Women leaders from across the African continent ended the Amujae Forum on Sunday, hailing the great experiences they got through the program EJS Center.
The Amujae Initiative is the EJS Center’s flagship program which prepares women to excel in the highest echelons of public leadership and bring other women along.
Drawn from a diverse range of personal and professional backgrounds, the Amujae Leaders include members of parliament, a governor, a mayor, and several government ministers from 16 countries across Africa.
They were selected through a rigorous application process from hundreds of applicants and they each have a track record of demonstrable achievements in public life and a drive to uplift African women and girls.
This year’s forum was the first gathering of Amujae Leaders since the official launch on March 8, 2020, on the cusp of the COVID-19 pandemic.
Focused on the theme “Building Resilience,” the forum aimed to equip the Amujae Leaders with the tools to continue their leadership journeys through uncertain times and support their respective countries in rebuilding following COVID-19.
It also harnessed the power of these accomplished women leaders in advancing women’s leadership in Liberia and across the African continent.
During the forum which climaxed Sunday, Amujae Leaders shared their strategies for building resilience and encouraged each other to persevere in pursuing their goals.
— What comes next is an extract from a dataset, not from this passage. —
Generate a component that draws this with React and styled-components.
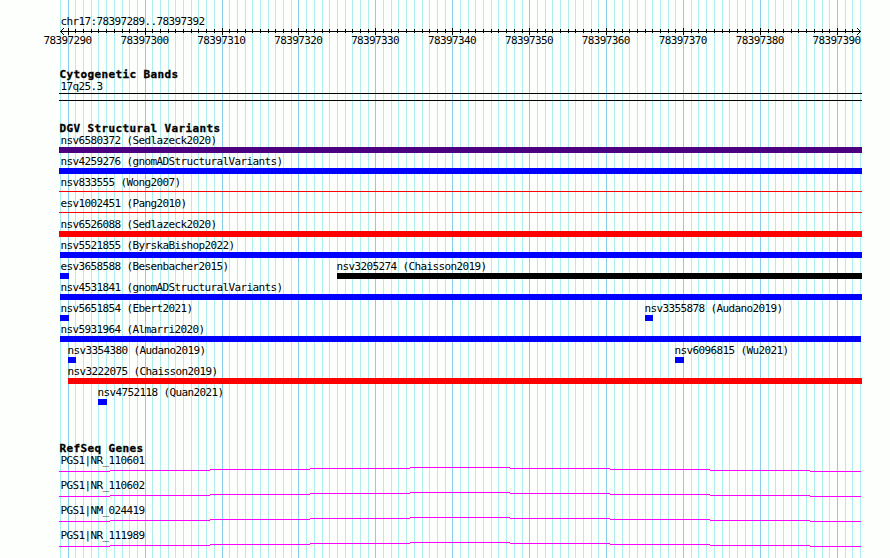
import React from 'react'
import styled, { createGlobalStyle } from 'styled-components'

const GlobalStyle = createGlobalStyle`
  body {
    margin: 0;
    background: #fdfffc;
    overflow: hidden;
  }
`

const LEFT = 60
const BASES = 104
const WIDTH = 800

const baseX = n => Math.round(LEFT + (n * WIDTH) / BASES)

const Browser = styled.main`
  position: relative;
  width: 890px;
  height: 558px;
  overflow: hidden;
  box-sizing: border-box;
  padding-top: 15px;
  background: #fdfffc;
  color: #000;
  font-family: 'DejaVu Sans Mono', monospace;
  font-size: 11px;
  line-height: 13px;
`

const GridLines = styled.svg`
  position: absolute;
  top: 0;
  left: 0;
`

const Panel = styled.section`
  position: relative;
  margin-bottom: ${props => props.$gap || 0}px;
`

const Heading = styled.h2`
  margin: 0 0 0 59px;
  height: 12px;
  font-size: 11px;
  font-weight: bold;
  line-height: 13px;
  letter-spacing: 0.377px;
  text-indent: 0.4px;
  white-space: nowrap;
  -webkit-text-stroke: 0.3px #000;
`

const Label = styled.div`
  height: 13px;
  margin-left: ${props => props.$indent || 0}px;
  letter-spacing: -0.623px;
  text-indent: 0.5px;
  white-space: nowrap;
`

const RulerDrawing = styled.svg`
  display: block;
`

const RulerLabels = styled.div`
  display: flex;
  margin-top: -1px;
  padding-left: 43px;
`

const RulerLabel = styled(Label)`
  flex: 0 0 76.92px;
`

const Band = styled.div`
  box-sizing: border-box;
  width: 803px;
  height: 8px;
  margin-left: 59px;
  border-top: 1px solid #000;
  border-bottom: 1px solid #000;
`

const VariantRow = styled.div`
  display: grid;
  height: 21px;
`

const Variant = styled.div`
  grid-area: 1 / 1;
  margin-left: ${props => props.$start}px;
`

const Bar = styled.div`
  width: ${props => props.$width}px;
  height: ${props => (props.$thin ? 1 : 6)}px;
  margin-top: ${props => (props.$thin ? 2 : 0)}px;
  background: ${props => props.$color};
`

const GeneRow = styled.div`
  height: 25px;
`

const GeneLine = styled.svg`
  display: block;
`

const BLUE = '#0000ff'
const RED = '#ff0000'

const rows = [
  [{ name: 'nsv6580372 (Sedlazeck2020)', start: 59, end: 862, color: '#4b0082' }],
  [{ name: 'nsv4259276 (gnomADStructuralVariants)', start: 59, end: 862, color: BLUE }],
  [{ name: 'nsv833555 (Wong2007)', start: 59, end: 862, color: RED, thin: true }],
  [{ name: 'esv1002451 (Pang2010)', start: 59, end: 862, color: RED, thin: true }],
  [{ name: 'nsv6526088 (Sedlazeck2020)', start: 59, end: 862, color: RED }],
  [{ name: 'nsv5521855 (ByrskaBishop2022)', start: 60, end: 862, color: BLUE }],
  [
    { name: 'esv3658588 (Besenbacher2015)', start: 60, end: 69, color: BLUE },
    { name: 'nsv3205274 (Chaisson2019)', start: 337, end: 862, color: '#000' }
  ],
  [{ name: 'nsv4531841 (gnomADStructuralVariants)', start: 60, end: 862, color: BLUE }],
  [
    { name: 'nsv5651854 (Ebert2021)', start: 60, end: 69, color: BLUE },
    { name: 'nsv3355878 (Audano2019)', start: 645, end: 653, color: BLUE }
  ],
  [{ name: 'nsv5931964 (Almarri2020)', start: 60, end: 861, color: BLUE }],
  [
    { name: 'nsv3354380 (Audano2019)', start: 68, end: 76, color: BLUE },
    { name: 'nsv6096815 (Wu2021)', start: 675, end: 684, color: BLUE }
  ],
  [{ name: 'nsv3222075 (Chaisson2019)', start: 68, end: 862, color: RED }],
  [{ name: 'nsv4752118 (Quan2021)', start: 98, end: 107, color: BLUE }]
]

const genes = ['PGS1|NR_110601', 'PGS1|NR_110602', 'PGS1|NM_024419', 'PGS1|NR_111989']

// intron line, stepped one pixel at a time up to the middle and back down
const intron = [
  [59, 110, 4],
  [110, 210, 3],
  [210, 310, 2],
  [310, 410, 1],
  [410, 510, 0],
  [510, 610, 1],
  [610, 710, 2],
  [710, 810, 3],
  [810, 861, 4]
]

const bases = Array.from({ length: BASES + 1 }, (_, n) => n)
const isMajor = n => n % 10 === 1

const Grid = () =>
  <GridLines width="890" height="558" shapeRendering="crispEdges">
    {bases.map(n =>
      <rect key={n} x={baseX(n)} y="0" width="1" height="558" fill={isMajor(n) ? '#87ceeb' : '#afeeee'} />
    )}
  </GridLines>

const Ruler = () =>
  <Panel $gap={21}>
    <Label $indent={60}>chr17:78397289..78397392</Label>
    <RulerDrawing width="890" height="7" shapeRendering="crispEdges">
      <rect x="60" y="3" width="801" height="1" />
      {bases.slice(1, -1).map(n =>
        <rect key={n} x={baseX(n)} y={isMajor(n) ? 0 : 1} width="1" height={isMajor(n) ? 7 : 4} />
      )}
      {[1, 2, 3].map(d =>
        <g key={d}>
          <rect x={60 + d} y={3 - d} width="1" height="1" />
          <rect x={60 + d} y={3 + d} width="1" height="1" />
          <rect x={860 - d} y={3 - d} width="1" height="1" />
          <rect x={860 - d} y={3 + d} width="1" height="1" />
        </g>
      )}
    </RulerDrawing>
    <RulerLabels>
      {Array.from({ length: 11 }, (_, i) =>
        <RulerLabel key={i}>{78397290 + i * 10}</RulerLabel>
      )}
    </RulerLabels>
  </Panel>

const Feature = ({ name, start, end, color, thin }) =>
  <Variant $start={start}>
    <Label $indent={start === 59 ? 1 : start === 60 ? 0 : -1}>{name}</Label>
    <Bar $width={end - start} $color={color} $thin={thin} />
  </Variant>

const Gene = ({ name }) =>
  <GeneRow>
    <Label $indent={60}>{name}</Label>
    <GeneLine width="890" height="5" shapeRendering="crispEdges">
      {intron.map(([from, to, y]) =>
        <rect key={from} x={from} y={y} width={to - from} height="1" fill="#ff00ff" />
      )}
    </GeneLine>
  </GeneRow>

const App = () =>
  <Browser>
    <GlobalStyle />
    <Grid />
    <Ruler />
    <Panel $gap={21}>
      <Heading>Cytogenetic Bands</Heading>
      <Label $indent={60}>17q25.3</Label>
      <Band />
    </Panel>
    <Panel $gap={35}>
      <Heading>DGV Structural Variants</Heading>
      {rows.map(row =>
        <VariantRow key={row[0].name}>
          {row.map(feature => <Feature key={feature.name} {...feature} />)}
        </VariantRow>
      )}
    </Panel>
    <Panel>
      <Heading>RefSeq Genes</Heading>
      {genes.map(name => <Gene key={name} name={name} />)}
    </Panel>
  </Browser>

export default App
In the press conference that followed the climax of the forum on Sunday, Liberia’s former President Mrs. Johnson – Sirleaf addressed the media alongside former U.S. Ambassador to Liberia and now EJS Presidential Foundation Board Chair Amb. Deborah Malac; and EJS Presidential Center Executive Director Dr. Ophelia Inez Weeks.
Sharing the platform with Mrs. Sirleaf also were Madam Yawa Hansen -Quao, a 2020 Amujae Leader from Ghana; Madam Fatoumatta Njai, 2021 Amujae Leader from The Gambia; Umra Omar, 2021 Amujae Leader from Kenya and Ghada Labib, 2021 Amujae Leader from Egypt.